By the way, Jean, what, in your opinion, are the duties of parents, besides the obvious ones, feed them, take them to the doctor and dentist, buy them shoes, etc.?

Jean Kazez said...

To put kids on track to live a good life, which means parents may have to do a little philosophy--they need to have a conception of what the good life is.

s. wallerstein said...

Hard to disagree with what you say, although it is a bit general. By the way, wouldn't putting others on track to live a good life, insofar as one can, be a duty one has towards everyone one runs into in this world, not just one's children? By that, I'm not referring to sermons (which have never changed anyone), but by setting an example.

Jean Kazez said...

I know...very general. My book about the good life is full of gory details. It seems like there are particular roles that involve good-life engineering more than others--parent, teacher, legislator, for example.

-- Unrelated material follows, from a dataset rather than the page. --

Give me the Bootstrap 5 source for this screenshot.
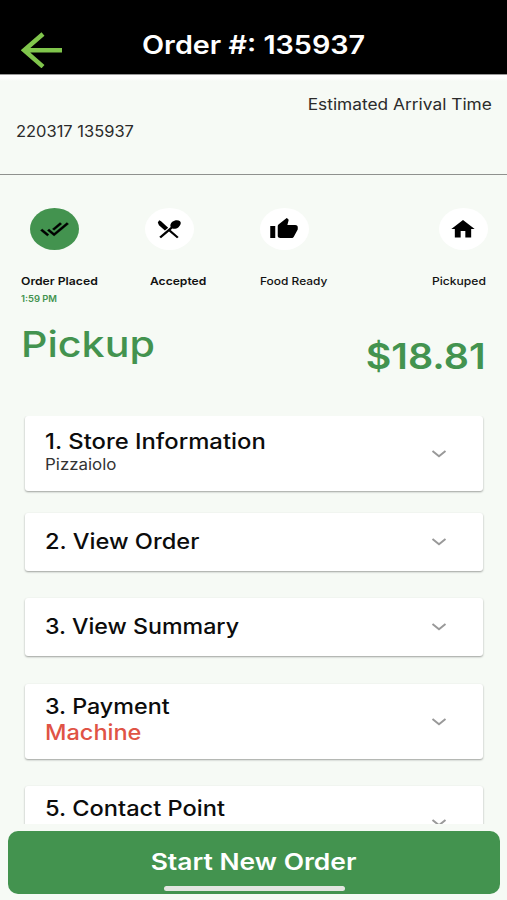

I suppose everyone's always modeling some notion of the good life to others, but I have pretty close to a "to each his own" attitude in my daily life.

s. wallerstein said...

Do you extend your "to each his own" attitude towards your children or do you take another ethical posture with them? I find that the more time I spend with people, independent of the degree of kinship involved, the more I take on the role of ethical
teacher (which involves dialogue and learning from the other too) or questioner of values. Since one of my sons is a friend who I see every month or so (and whom I converse with as I would any other friend) and I have absolutely no contact with the other, with the first there is an ethical debate/dialogue and with the second I have a "to each his own attitude". In any case, closeness and being open to dialogue, not kinship, are the factors involved.